Given request
Starting with the first line of the listing, quote each line exactly until and including the one with "const fieldList = ref(null)", leaving pictures out.
## BEGIN
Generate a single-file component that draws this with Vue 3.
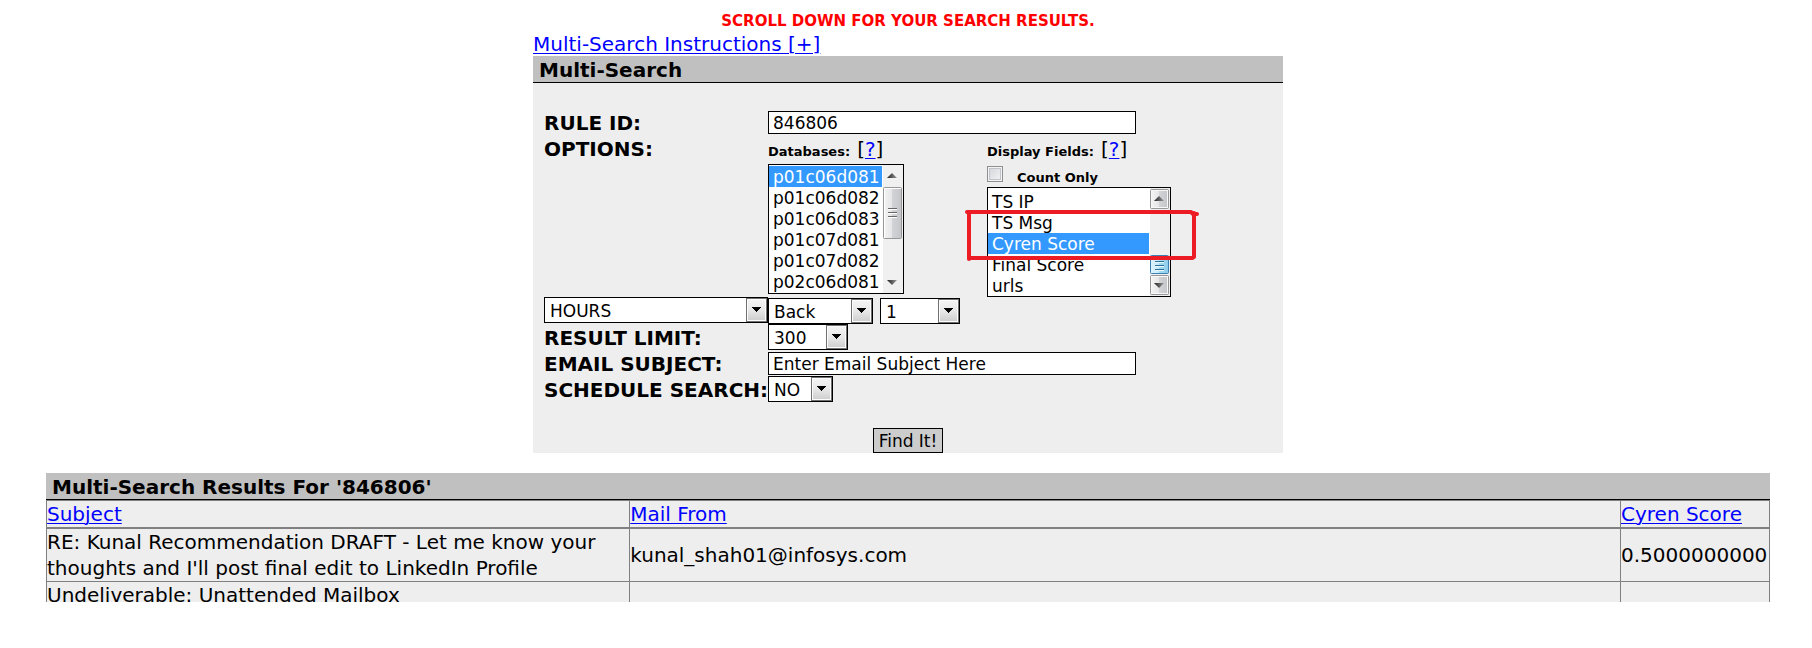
<script setup>
import { ref, onMounted } from 'vue'

const ruleId = ref('846806')
const emailSubject = ref('Enter Email Subject Here')
const databases = ['p01c06d081', 'p01c06d082', 'p01c06d083', 'p01c07d081', 'p01c07d082', 'p02c06d081', 'p02c06d082', 'p02c06d083']
const chosenDatabases = ref(['p01c06d081'])
const fields = ['Subject', 'Mail From', 'Rule ID', 'TS IP', 'TS Msg', 'Cyren Score', 'Final Score', 'urls']
const chosenFields = ref(['Cyren Score'])
const countOnly = ref(false)
const fieldList = ref(null)

const results = [
  { subject: "RE: Kunal Recommendation DRAFT - Let me know your thoughts and I'll post final edit to LinkedIn Profile", from: 'kunal_shah01@infosys.com', score: '0.5000000000' },
  { subject: 'Undeliverable: Unattended Mailbox', from: '', score: '' },
]

onMounted(() => {
  fieldList.value.scrollTop = fieldList.value.scrollHeight
})
</script>

<template>
  <main class="page">
    <svg class="defs" width="0" height="0" aria-hidden="true">
      <defs>
        <linearGradient id="face" x1="0" y1="0" x2="0" y2="1">
          <stop offset="0" stop-color="#f3f3f3" />
          <stop offset="0.5" stop-color="#e8e8e8" />
          <stop offset="1" stop-color="#cfcfcf" />
        </linearGradient>
        <linearGradient id="grey-thumb" x1="0" y1="0" x2="1" y2="0">
          <stop offset="0" stop-color="#f5f5f5" />
          <stop offset="0.45" stop-color="#e6e6e8" />
          <stop offset="0.5" stop-color="#d2d3d6" />
          <stop offset="1" stop-color="#c4c5c9" />
        </linearGradient>
        <linearGradient id="blue-thumb" x1="0" y1="0" x2="1" y2="0">
          <stop offset="0" stop-color="#e1f4fd" />
          <stop offset="0.45" stop-color="#c5e9fa" />
          <stop offset="0.5" stop-color="#a6dcf5" />
          <stop offset="1" stop-color="#8ccbea" />
        </linearGradient>
        <linearGradient id="arrow" x1="0" y1="0" x2="1" y2="0">
          <stop offset="0" stop-color="#222" />
          <stop offset="1" stop-color="#999" />
        </linearGradient>
      </defs>
      <symbol id="drop-button" viewBox="0 0 21 24">
        <rect width="21" height="24" fill="#707070" />
        <rect x="1" y="1" width="19" height="22" fill="#fcfcfc" />
        <rect x="2" y="2" width="17" height="20" fill="url(#face)" />
        <path d="M6 9h9v1h-1v1h-1v1h-1v1h-1v1h-1v-1h-1v-1h-1v-1h-1v-1h-1z" fill="#000" />
      </symbol>
    </svg>

    <p class="notice">SCROLL DOWN FOR YOUR SEARCH RESULTS.</p>

    <section class="search">
      <a class="instructions" href="#">Multi-Search Instructions [+]</a>
      <h1 class="bar">Multi-Search</h1>
      <form class="form" @submit.prevent>
        <div class="fields">
          <label class="name" for="rule">RULE ID:</label>
          <div class="cell"><input id="rule" v-model="ruleId" class="text" type="text" /></div>

          <span class="name">OPTIONS:</span>
          <div class="options">
            <div class="db-group">
              <div class="group-head"><label class="small" for="dbs">Databases:</label><span>[<a href="#">?</a>]</span></div>
              <div class="listbox db-box">
                <select id="dbs" v-model="chosenDatabases" class="list" multiple>
                  <option v-for="d in databases" :key="d">{{ d }}</option>
                </select>
                <svg class="scroll" width="21" height="128" aria-hidden="true">
                  <rect x="1" width="20" height="128" fill="#f0f0f0" />
                  <path d="M5 13 L10 8 L15 13Z" fill="url(#arrow)" />
                  <rect x="1.500" y="22.500" width="18" height="51" rx="1" fill="url(#grey-thumb)" stroke="#979797" />
                  <path d="M2.500 73V23.500H19" fill="none" stroke="#fff" />
                  <path d="M6 43.500h9M6 47.500h9M6 51.500h9" stroke="#666" />
                  <path d="M6 44.500h9M6 48.500h9M6 52.500h9" stroke="#fff" />
                  <path d="M5 115 L10 120 L15 115Z" fill="url(#arrow)" />
                </svg>
              </div>
            </div>

            <div class="field-group">
              <div class="group-head"><label class="small" for="flds">Display Fields:</label><span>[<a href="#">?</a>]</span></div>
              <div class="count">
                <input id="count" v-model="countOnly" class="check" type="checkbox" />
                <label class="small" for="count">Count Only</label>
              </div>
              <div class="listbox field-box">
                <select id="flds" ref="fieldList" v-model="chosenFields" class="list" multiple>
                  <option v-for="f in fields" :key="f">{{ f }}</option>
                </select>
                <svg class="scroll" width="21" height="108" aria-hidden="true">
                  <rect x="1" width="20" height="108" fill="#f0f0f0" />
                  <rect x="1.500" y="1.500" width="18" height="19" rx="1" fill="url(#grey-thumb)" stroke="#979797" />
                  <rect x="2.500" y="2.500" width="16" height="17" fill="none" stroke="#f8f8f8" />
                  <path d="M5 13 L10 8 L15 13Z" fill="url(#arrow)" />
                  <rect x="1.500" y="67.500" width="18" height="18" rx="1" fill="url(#blue-thumb)" stroke="#3c7fb1" />
                  <path d="M6 73.500h9M6 77.500h9M6 81.500h9" stroke="#2f6f94" />
                  <path d="M6 74.500h9M6 78.500h9M6 82.500h9" stroke="#e8f8ff" />
                  <rect x="1.500" y="87.500" width="18" height="19" rx="1" fill="url(#grey-thumb)" stroke="#979797" />
                  <rect x="2.500" y="88.500" width="16" height="17" fill="none" stroke="#f8f8f8" />
                  <path d="M5 95 L10 100 L15 95Z" fill="url(#arrow)" />
                </svg>
                <svg class="marker" width="236" height="54" viewBox="0 0 236 54" aria-hidden="true">
                  <g fill="none" stroke="#ed1c24" stroke-width="4" stroke-linecap="round" stroke-linejoin="round">
                    <path d="M2 3H226L228 5H232" />
                    <path d="M4 3V50" />
                    <path d="M4 49H227" />
                    <path d="M229 4V48L227 49" />
                  </g>
                </svg>
              </div>
            </div>
          </div>

          <span class="drop drop-unit">
            <select aria-label="Time unit"><option>HOURS</option><option>DAYS</option></select>
            <svg width="21" height="24" aria-hidden="true"><use href="#drop-button" /></svg>
          </span>
          <div class="cell range">
            <span class="drop drop-direction">
              <select aria-label="Direction"><option>Back</option><option>Forward</option></select>
              <svg width="21" height="24" aria-hidden="true"><use href="#drop-button" /></svg>
            </span>
            <span class="drop drop-limit">
              <select aria-label="Amount"><option>1</option><option>2</option></select>
              <svg width="21" height="24" aria-hidden="true"><use href="#drop-button" /></svg>
            </span>
          </div>

          <label class="name" for="limit">RESULT LIMIT:</label>
          <div class="cell">
            <span class="drop drop-limit">
              <select id="limit"><option>300</option><option>500</option></select>
              <svg width="21" height="24" aria-hidden="true"><use href="#drop-button" /></svg>
            </span>
          </div>

          <label class="name" for="subject">EMAIL SUBJECT:</label>
          <div class="cell"><input id="subject" v-model="emailSubject" class="text" type="text" /></div>

          <label class="name" for="schedule">SCHEDULE SEARCH:</label>
          <div class="cell">
            <span class="drop drop-schedule">
              <select id="schedule"><option>NO</option><option>YES</option></select>
              <svg width="21" height="24" aria-hidden="true"><use href="#drop-button" /></svg>
            </span>
          </div>
        </div>
        <button class="submit" type="submit">Find It!</button>
      </form>
    </section>

    <section class="results">
      <h2 class="bar">Multi-Search Results For '846806'</h2>
      <table>
        <colgroup><col class="col-subject" /><col /><col class="col-score" /></colgroup>
        <thead>
          <tr>
            <th><a href="#">Subject</a></th>
            <th><a href="#">Mail From</a></th>
            <th><a href="#">Cyren Score</a></th>
          </tr>
        </thead>
        <tbody>
          <tr v-for="r in results" :key="r.subject">
            <td><div>{{ r.subject }}</div></td>
            <td><div>{{ r.from }}</div></td>
            <td><div>{{ r.score }}</div></td>
          </tr>
        </tbody>
      </table>
    </section>
  </main>
</template>

<style>
body {
  margin: 0;
  background: #fff;
}
</style>

<style scoped>
.page {
  padding: 10px 42px 0 46px;
  font: 20px/26px Verdana, "DejaVu Sans", sans-serif;
  color: #000;
}
.defs {
  position: absolute;
}
a {
  color: #00f;
  text-decoration: underline;
  text-decoration-thickness: 1px;
  text-underline-offset: 2px;
}
.notice {
  height: 20px;
  margin: 0;
  color: #f00;
  font-size: 15px;
  font-weight: bold;
  line-height: 22px;
  text-align: center;
}
.search {
  max-width: 750px;
  margin: 0 auto;
}
.instructions {
  display: block;
  width: fit-content;
  height: 26px;
  line-height: 28px;
}
.bar {
  height: 26px;
  margin: 0;
  padding-left: 6px;
  background: #c0c0c0;
  border-bottom: 1px solid #000;
  font-size: 20px;
  line-height: 28px;
  font-weight: bold;
}
.form {
  display: flex;
  flex-direction: column;
  align-items: center;
  padding-top: 26px;
  background: #eee;
}
.fields {
  align-self: stretch;
  display: grid;
  grid-template-columns: 224px 1fr;
  grid-template-rows: 26px 162px 27px 26px 26px 26px;
  padding-left: 11px;
}
.name {
  height: 26px;
  line-height: 28px;
  font-weight: bold;
  white-space: nowrap;
}
.cell {
  display: flex;
  align-items: center;
}
.text {
  box-sizing: border-box;
  width: 368px;
  height: 23px;
  padding: 1px 4px 0;
  border: 1px solid #000;
  background: #fff;
  color: #000;
  font: inherit;
  font-size: 17px;
}
.options {
  display: grid;
  grid-template-columns: 219px 1fr;
}
.group-head {
  display: flex;
  align-items: baseline;
  gap: 7px;
  height: 29px;
  line-height: 28px;
}
.small {
  font-size: 13px;
  font-weight: bold;
}
.listbox {
  position: relative;
  box-sizing: border-box;
  display: flex;
  border: 1px solid #000;
  background: #fff;
}
.db-box {
  width: 136px;
  height: 130px;
}
.field-box {
  width: 184px;
  height: 110px;
}
.list {
  flex: 1;
  min-width: 0;
  height: 100%;
  margin: 0;
  padding: 0;
  border: 0;
  outline: 0;
  border-radius: 0;
  background: #fff;
  color: #000;
  font: inherit;
  font-size: 17px;
  scrollbar-width: none;
}
.db-box .list {
  height: 126px;
  margin-top: 1px;
}
.list option {
  box-sizing: border-box;
  height: 21px;
  padding: 1px 0 0 4px;
  line-height: 21px;
}
.list option:checked {
  background: #39f linear-gradient(#39f, #39f);
  color: #fff;
}
.scroll {
  flex: none;
}
.marker {
  position: absolute;
  left: -23px;
  top: 21px;
  pointer-events: none;
}
.count {
  display: flex;
  gap: 14px;
  height: 23px;
}
.count .small {
  line-height: 27px;
}
.check {
  appearance: none;
  box-sizing: border-box;
  width: 16px;
  height: 16px;
  margin: 2px 0 0;
  border: 1px solid #8e8f8f;
  background: linear-gradient(135deg, #cfd3d9, #f6f6f6);
  box-shadow: inset 0 0 0 1px #f4f4f4, inset 0 0 0 2px #c0c4ca;
}
.drop {
  box-sizing: border-box;
  display: grid;
  height: 26px;
  border: 1px solid #000;
  background: #fff;
}
.drop select {
  grid-area: 1 / 1;
  appearance: none;
  width: 100%;
  height: 24px;
  padding: 0 22px 0 5px;
  border: 0;
  border-radius: 0;
  background: #fff;
  color: #000;
  font: inherit;
  font-size: 17px;
}
.drop svg {
  grid-area: 1 / 1;
  justify-self: end;
  pointer-events: none;
}
.drop-direction {
  width: 105px;
}
.drop-limit {
  width: 80px;
}
.drop-schedule {
  width: 65px;
}
.range {
  gap: 7px;
  align-items: flex-end;
}
.submit {
  height: 25px;
  margin-top: 26px;
  padding: 1px 5px 0;
  border: 1px solid #000;
  border-radius: 0;
  background: #ccc;
  color: #000;
  font: inherit;
  font-size: 17px;
  line-height: 22px;
}
.results {
  margin-top: 20px;
}
table {
  width: 100%;
  table-layout: fixed;
  border-collapse: collapse;
  background: #eee;
}
.col-subject {
  width: 33.85%;
}
.col-score {
  width: 149px;
}
th,
td {
  padding: 0;
  border: 1px solid #808080;
  font-weight: normal;
  text-align: left;
  vertical-align: middle;
}
th {
  border-bottom-width: 2px;
}
tbody tr:last-child td {
  border-bottom: 0;
}
tbody tr:last-child div {
  height: 20px;
  overflow: hidden;
}
</style>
## END
Task solution
Generate a single-file component that draws this with Vue 3.
<script setup>
import { ref, onMounted } from 'vue'

const ruleId = ref('846806')
const emailSubject = ref('Enter Email Subject Here')
const databases = ['p01c06d081', 'p01c06d082', 'p01c06d083', 'p01c07d081', 'p01c07d082', 'p02c06d081', 'p02c06d082', 'p02c06d083']
const chosenDatabases = ref(['p01c06d081'])
const fields = ['Subject', 'Mail From', 'Rule ID', 'TS IP', 'TS Msg', 'Cyren Score', 'Final Score', 'urls']
const chosenFields = ref(['Cyren Score'])
const countOnly = ref(false)
const fieldList = ref(null)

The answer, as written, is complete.